Conjugate gradient method is a method used to find the solution $\b{x}$ of $$\b{b} = A\b{x}$$ or the root of $$A\b{x} - \b{b}$$ in the cases where $A$ is a symmetric ($A = A^T$) and positive-definite ($\b{x^T}A\b{x} > 0$ for any non-zero $\b{x}$) matrix. In case $A$ is not symmetric, we can always pre-multiply both sides of the equation by $A^T$ to solve: $$A^T\b{b} = A^TA\b{x}$$ $$\b{b'} = A'\b{x}$$ In this case $A'=A^TA$ is symmetric and $\b{b'}=A^T\b{b}$.
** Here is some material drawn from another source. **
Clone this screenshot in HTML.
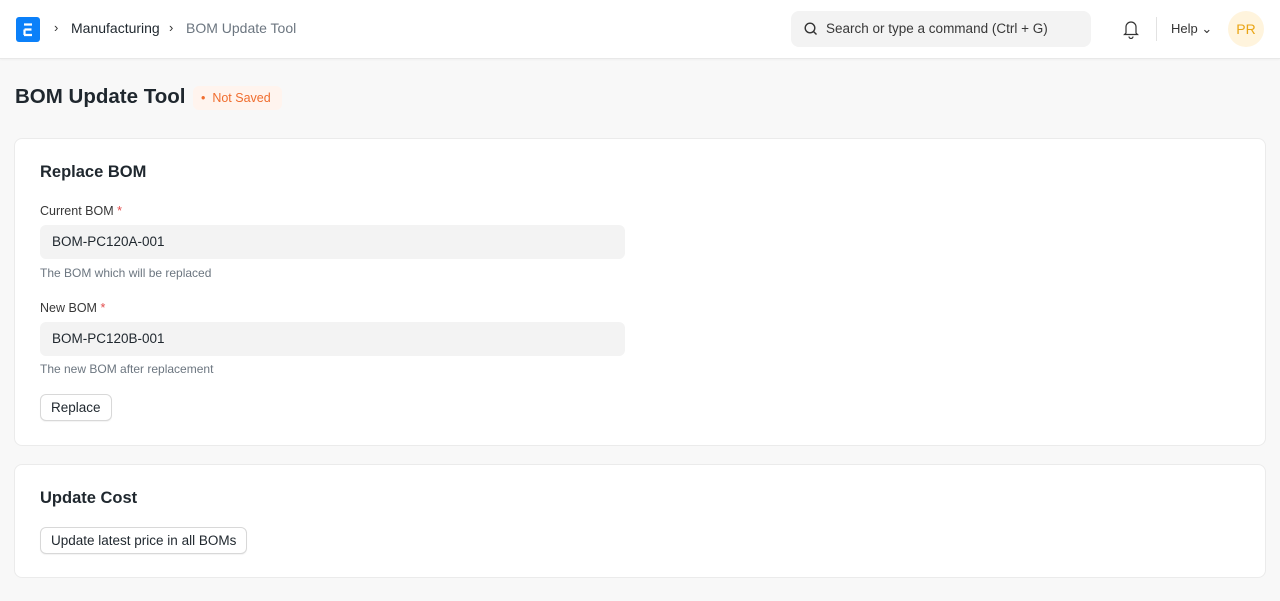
<!DOCTYPE html>
<html><head><style>
*{box-sizing:border-box;margin:0;padding:0}
body{width:1280px;height:601px;background:#f8f8f8;font-family:"Liberation Sans",sans-serif;color:#1f272e;overflow:hidden;position:relative}
.nav{position:absolute;left:0;top:0;width:1280px;height:59px;background:#fff;border-bottom:1px solid #e8e8e8;box-shadow:0 1px 2px rgba(0,0,0,.04)}
.abs{position:absolute}
.logo{left:16px;top:17px;width:24px;height:25px;background:#0b80f9;border-radius:3px}
.search{left:791px;top:11px;width:300px;height:36px;background:#f3f3f3;border-radius:8px;font-size:13.5px;color:#383838}
.card{position:absolute;left:14px;width:1252px;background:#fff;border:1px solid #ebebeb;border-radius:8px}
.lbl{font-size:12.5px;color:#383838}
.inp{position:absolute;left:25px;width:585px;height:34px;background:#f3f3f3;border-radius:6px;font-size:13.5px;padding:9px 12px;color:#1f272e}
.help{font-size:12px;color:#6c7680}
.btn{position:absolute;left:25px;height:27px;border:1px solid #d8d8d8;border-radius:6px;background:#fff;font-size:13.5px;padding:5px 10px;box-shadow:0 1px 1px rgba(0,0,0,.05)}
h2{font-size:16.5px;font-weight:bold;position:absolute;left:25px}
</style></head><body>
<div class="nav">
 <div class="abs logo"><svg width="24" height="25"><path d="M8 7.5h8M8.5 12.5h7M8 18h8M8.5 12.5v5.5" stroke="#fff" stroke-width="2.2" fill="none"/></svg></div>
 <div class="abs" style="left:54px;top:20px;font-size:13px;color:#333">›</div>
 <div class="abs" style="left:71px;top:20px;font-size:14px;color:#1f272e">Manufacturing</div>
 <div class="abs" style="left:169px;top:20px;font-size:13px;color:#333">›</div>
 <div class="abs" style="left:186px;top:20px;font-size:14px;color:#6c7680">BOM Update Tool</div>
 <div class="abs search"><svg class="abs" style="left:13px;top:11px" width="14" height="14"><circle cx="6" cy="6" r="4.8" stroke="#333" stroke-width="1.4" fill="none"/><path d="M9.5 9.5l3 3" stroke="#333" stroke-width="1.4"/></svg><span class="abs" style="left:35px;top:10px">Search or type a command (Ctrl + G)</span></div>
 <svg class="abs" style="left:1122px;top:19px" width="18" height="20"><path d="M4 14V8a5 5 0 0 1 10 0v6l1.5 1.5h-13z M7 17.5a2 2 0 0 0 4 0" stroke="#333" stroke-width="1.2" fill="none"/></svg>
 <div class="abs" style="left:1156px;top:17px;width:1px;height:24px;background:#e2e2e2"></div>
 <div class="abs" style="left:1171px;top:21px;font-size:13px;color:#333">Help ⌄</div>
 <div class="abs" style="left:1228px;top:11px;width:36px;height:36px;border-radius:50%;background:#fff4dd;color:#e9a515;font-size:14px;text-align:center;line-height:36px">PR</div>
</div>
<div class="abs" style="left:15px;top:85px;font-size:20.5px;font-weight:bold">BOM Update Tool</div>
<div class="abs" style="left:193px;top:86px;width:89px;height:24px;background:#fff4ee;border-radius:6px;color:#f06d2e;font-size:12.5px;line-height:24px;padding-left:8px">• &nbsp;Not Saved</div>
<div class="card" style="top:138px;height:308px">
 <h2 style="top:24px">Replace BOM</h2>
 <div class="abs lbl" style="left:25px;top:65px">Current BOM <span style="color:#e24c4c">*</span></div>
 <div class="inp" style="top:86px">BOM-PC120A-001</div>
 <div class="abs help" style="left:25px;top:127px">The BOM which will be replaced</div>
 <div class="abs lbl" style="left:25px;top:162px">New BOM <span style="color:#e24c4c">*</span></div>
 <div class="inp" style="top:183px">BOM-PC120B-001</div>
 <div class="abs help" style="left:25px;top:223px">The new BOM after replacement</div>
 <div class="btn" style="top:255px">Replace</div>
</div>
<div class="card" style="top:464px;height:114px">
 <h2 style="top:24px">Update Cost</h2>
 <div class="btn" style="top:62px">Update latest price in all BOMs</div>
</div>
</body></html>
First, I will introduce the concept of conjugate vectors. Let's define the operator
$$\lt\b{u}, \b{v}\gt_A = \b{u}^TA\b{v}.$$
**If the result is 0, the vectors are orthogonal under this inner product and we say the two vectors are conjugate with respect to $A$ or A-orthogonal**. Considering $A \in \mathbb{R}^{n \times n}$, we can find a set $\{\b{p}_1,...,\b{p}_n\}$ of conjugate vectors that form a basis of $\mathbb{R}^n$. Then, we can always represent the solution as a function of that basis:
$$\b{x} = \sum_{i=1}^n \alpha_i \b{p}_i.$$
Working on the original formulation of the problem:
$$\b{b} = A\b{x}$$
$$\b{p}_k^T\b{b} = \b{p}_k^TA\b{x}$$
$$\b{p}_k^T\b{b} = \b{p}_k^TA\sum_{i=1}^n \alpha_i \b{p}_i$$
Since all $\b{p}_i$ are conjugate of $\b{p}_k$ with respect to $A$, except for $i=k$, only this term remains
$$\b{p}_k^T\b{b} = \alpha_k \b{p}_k^TA\b{p}_k$$
$$\alpha_k = \frac{\b{p}_k^T\b{b}}{\b{p}_k^TA\b{p}_k}$$
What this all means is that, after we know the conjugate basis set, we can find the coefficients for the solution just by using the last equation. However, finding a conjugate basis is not a trivial thing.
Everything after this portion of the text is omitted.